Why is it we schedule time for meetings, but not time for thinking?
Take a look at your calendar. If it’s like mine used to be, it’s a series of scheduled meetings with some blank space in between for more meetings to eventually be scheduled. As I said in a previous post, meetings are (or at least should be) real work, but there is some work you sometimes have to do by yourself. Like thinking, for one. We scheduled time for meetings, we sometimes schedule time for doing, but we rarely schedule time for thinking.

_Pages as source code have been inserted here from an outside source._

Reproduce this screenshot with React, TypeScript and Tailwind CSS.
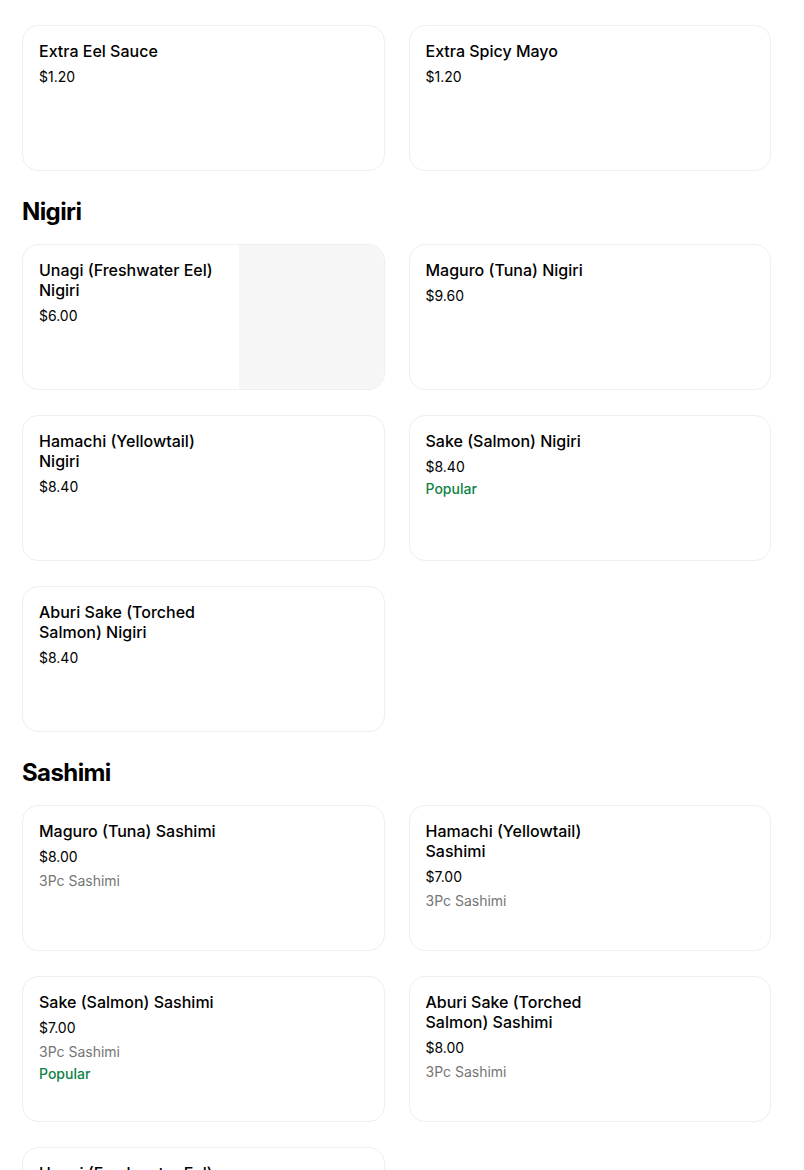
type Item = {
  name: string;
  price: string;
  desc?: string;
  popular?: boolean;
  image?: boolean;
};

const sections: { title?: string; items: Item[] }[] = [
  {
    items: [
      { name: "Extra Eel Sauce", price: "$1.20" },
      { name: "Extra Spicy Mayo", price: "$1.20" },
    ],
  },
  {
    title: "Nigiri",
    items: [
      { name: "Unagi (Freshwater Eel) Nigiri", price: "$6.00", image: true },
      { name: "Maguro (Tuna) Nigiri", price: "$9.60" },
      { name: "Hamachi (Yellowtail) Nigiri", price: "$8.40" },
      { name: "Sake (Salmon) Nigiri", price: "$8.40", popular: true },
      { name: "Aburi Sake (Torched Salmon) Nigiri", price: "$8.40" },
    ],
  },
  {
    title: "Sashimi",
    items: [
      { name: "Maguro (Tuna) Sashimi", price: "$8.00", desc: "3Pc Sashimi" },
      { name: "Hamachi (Yellowtail) Sashimi", price: "$7.00", desc: "3Pc Sashimi" },
      { name: "Sake (Salmon) Sashimi", price: "$7.00", desc: "3Pc Sashimi", popular: true },
      { name: "Aburi Sake (Torched Salmon) Sashimi", price: "$8.00", desc: "3Pc Sashimi" },
      { name: "Unagi (Freshwater Eel) Sashimi", price: "$9.00", desc: "3Pc Sashimi" },
    ],
  },
];

function MenuCard({ item }: { item: Item }) {
  return (
    <div className="flex h-[146px] overflow-hidden rounded-2xl border border-[#efefef] bg-white">
      <div className="flex-1 px-4 pt-[15px]">
        <div className="w-[184px] text-[16px] leading-5 font-medium text-black">{item.name}</div>
        <div className="mt-[6px] text-[14px] leading-5 text-black">{item.price}</div>
        {item.desc && <div className="mt-1 text-[14px] leading-5 text-[#757575]">{item.desc}</div>}
        {item.popular && <div className="mt-[2px] text-[14px] leading-5 font-medium text-[#0e8345]">Popular</div>}
      </div>
      {item.image && <div className="w-[147px] shrink-0 bg-[#f6f6f6]" />}
    </div>
  );
}

export default function App() {
  return (
    <div className="h-[1170px] overflow-hidden bg-white" style={{ fontFamily: "Inter, 'Liberation Sans', sans-serif" }}>
      <div className="mt-[-146px] pl-[22px] pr-[33px]">
        {/* tail of the previous row, scrolled out of view */}
        <div className="mb-[25px] grid grid-cols-2 gap-x-6">
          <div className="h-[146px] rounded-2xl border border-[#efefef]" />
          <div className="h-[146px] rounded-2xl border border-[#efefef]" />
        </div>
        {sections.map((s, i) => (
          <div key={i} className={s.title ? "mt-[25px]" : ""}>
            {s.title && (
              <h2 className="mb-4 text-[24px] leading-8 font-bold tracking-[-0.6px] text-black">{s.title}</h2>
            )}
            <div className="grid grid-cols-2 gap-x-6 gap-y-[25px]">
              {s.items.map((it, j) => (
                <MenuCard key={j} item={it} />
              ))}
            </div>
          </div>
        ))}
      </div>
    </div>
  );
}
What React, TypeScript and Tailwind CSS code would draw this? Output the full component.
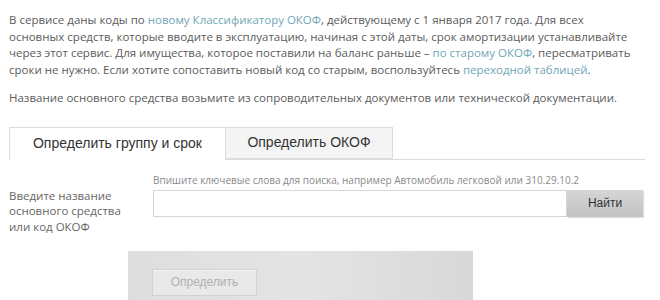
import type { FC } from "react";

const Link: FC<{ children: React.ReactNode }> = ({ children }) => (
	<a href="#" className="text-[#6fa6b6]">
		{children}
	</a>
);

const Intro = () => (
	<div className="whitespace-nowrap px-[9px] pt-[12px] font-['Open_Sans',sans-serif] text-[11.5px] leading-[16.5px] text-[#5b5b5b]">
		<p>
			В сервисе даны коды по <Link>новому Классификатору ОКОФ</Link>, действующему с 1 января 2017 года. Для всех
			<br />
			основных средств, которые вводите в эксплуатацию, начиная с этой даты, срок амортизации устанавливайте
			<br />
			через этот сервис. Для имущества, которое поставили на баланс раньше – <Link>по старому ОКОФ</Link>, пересматривать
			<br />
			сроки не нужно. Если хотите сопоставить новый код со старым, воспользуйтесь <Link>переходной таблицей</Link>.
		</p>
		<p className="mt-[12px]">
			Название основного средства возьмите из сопроводительных документов или технической документации.
		</p>
	</div>
);

const Tabs = () => (
	<div className="mx-[9px] mt-[20px] flex w-[636px] border-b border-[#dcdcdc] font-['Liberation_Sans',Arial,sans-serif] text-[14px] text-[#333]">
		<div className="-mb-px flex h-[33px] w-[217px] items-center justify-center border border-b-0 border-[#dcdcdc] bg-white">
			Определить группу и срок
		</div>
		<div className="flex h-[32px] w-[167px] items-center justify-center border-y border-r border-[#dcdcdc] bg-[#f4f4f4]">
			Определить ОКОФ
		</div>
	</div>
);

const Search = () => (
	<div className="mt-[13px] flex px-[9px] font-['Open_Sans',sans-serif]">
		<div className="w-[144px] pt-[15px] text-[11.5px] leading-[15.5px] text-[#666]">
			Введите название
			<br />
			основного средства
			<br />
			или код ОКОФ
		</div>
		<div className="flex flex-col">
			<div className="text-[10px] leading-[14px] text-[#8a8a8a]">
				Впишите ключевые слова для поиска, например Автомобиль легковой или 310.29.10.2
			</div>
			<div className="mt-[3px] flex">
				<input
					type="text"
					className="h-[27px] w-[414px] border border-[#d6d6d6] bg-white outline-none"
				/>
				<button
					type="button"
					className="h-[27px] w-[76px] bg-gradient-to-b from-[#d6d6d6] to-[#c2c2c2] font-['Liberation_Sans',Arial,sans-serif] text-[12px] text-[#333] shadow-[1px_1px_1px_#e0e0e0]"
				>
					Найти
				</button>
			</div>
		</div>
	</div>
);

const Panel = () => (
	<div className="ml-[128px] mt-[17px] h-[60px] w-[345px] bg-gradient-to-r from-[#dedede] via-[#e4e4e4] to-[#d8d8d8] pl-[24px] pt-[17px]">
		<button
			type="button"
			className="h-[27px] w-[105px] border border-[#d2d2d2] bg-[#e9e9e9] font-['Liberation_Sans',Arial,sans-serif] text-[12px] text-[#b0b0b0] shadow-[inset_0_1px_0_#f4f4f4]"
		>
			Определить
		</button>
	</div>
);

export default function App() {
	return (
		<div className="h-[300px] w-[660px] overflow-hidden bg-white">
			<Intro />
			<Tabs />
			<Search />
			<Panel />
		</div>
	);
}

As a result, I now look at my calendar a little bit differently. Instead of viewing it as a list of meetings and times available for meetings not yet scheduled, I now directly schedule in times for doing and thinking along with times for meetings. I regularly block off 1.5 days a week for working – with no meetings. I also schedule an hour a day for thinking. This time sometimes ends up being used for doing, but I do often use it for thinking. I try to use the time to think about how I might apply some business world technique or strategy to astronomy. I think about our observatory’s strategic needs and how we might better address and fulfill them. I think about our competitive environment and how we might better connect with our stakeholders. More often than not, these hours result in some obvious, quick action items that result in making progress on long term objectives that would not normally see the light of day in a calendar filled with meetings and slots for potential meetings.
I still don’t have enough time for doing as I would like, but these brief thinking sessions help my doing time be more productive and they help me better formulate tasks I end up delegating, helping them both start off on the right foot and ultimately contribute to a larger strategic goal.